Neglect of the elderly or their outright rejection are
intolerable. Their presence in the family, or at least their closeness to the
family in cases where limited living space or other reasons make this
impossible, is of fundamental importance in creating a climate of mutual
interaction and enriching communication between the different age - groups. It
is therefore important to preserve, or to re-establish where it has been lost,
a sort of "covenant" between generations. In this way parents, in
their later years, can receive from their children the acceptance and
solidarity which they themselves gave to their children when they brought them
into the world. This is required by obedience to the divine commandment to
honour one's father and mother (cf. Ex 20:12; Lev 19:3). But there is more.

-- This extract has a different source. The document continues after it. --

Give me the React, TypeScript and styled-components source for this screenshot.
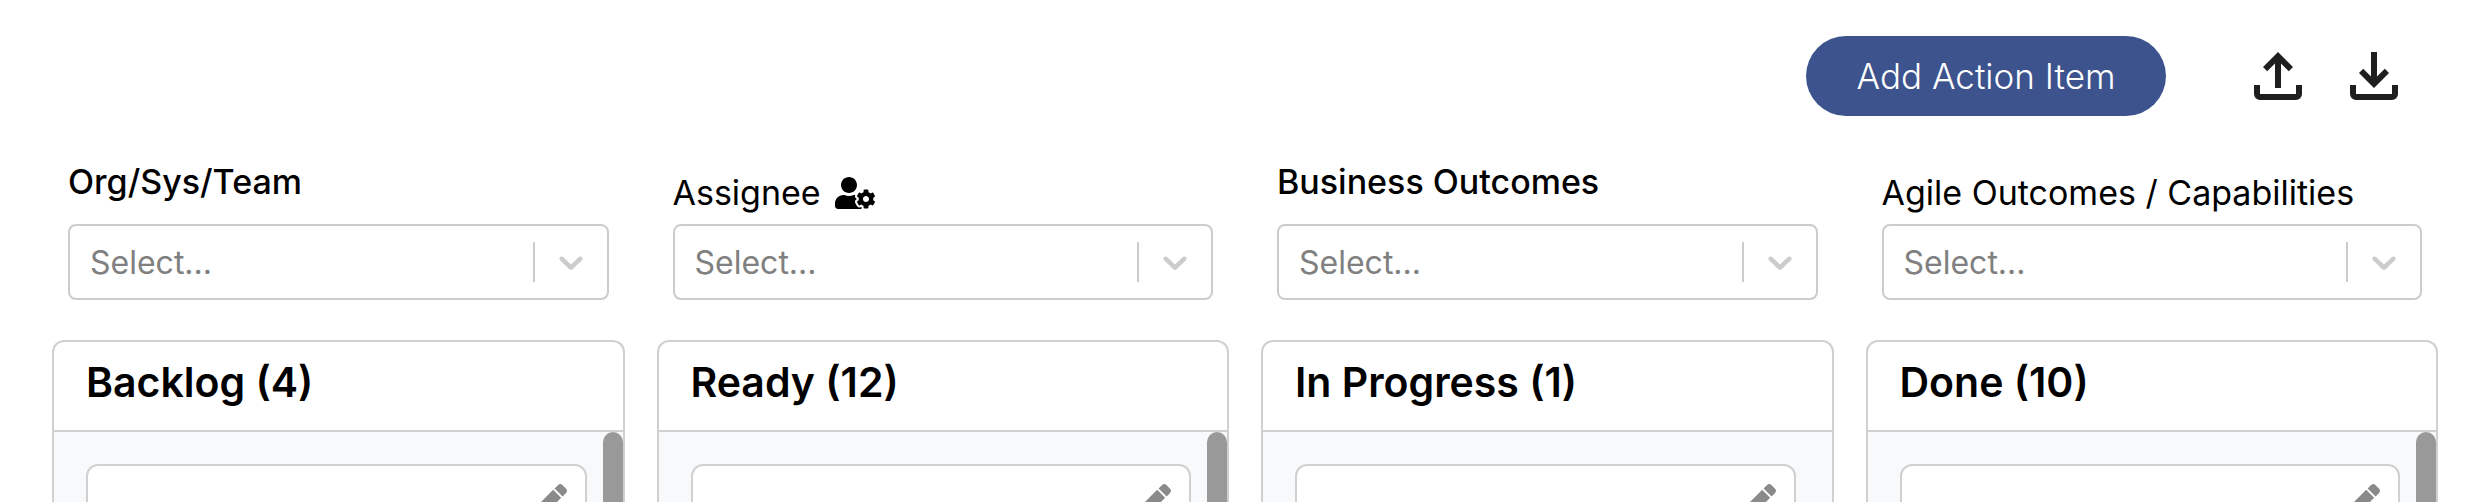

The elderly are not only to be considered the object of our concern, closeness
and service. They themselves have a valuable contribution to make to the Gospel
of life. Thanks to the rich treasury of experiences they have acquired through
the years, the elderly can and must be sources of wisdom and witnesses of hope
and love.
Although it is true that "the future of humanity
passes by way of the family",122 it must be admitted that modern
social, economic and cultural conditions make the family's task of serving life
more difficult and demanding. In order to fulfil its vocation as the
"sanctuary of life", as the cell of a society which loves and
welcomes life, the family urgently needs to be helped and supported.
Communities and States must guarantee all the support, including economic
support, which families need in order to meet their problems in a truly human
way. For her part, the Church must untiringly promote a plan of pastoral care
for families, capable of making every family rediscover and live with joy and
courage its mission to further the Gospel of life.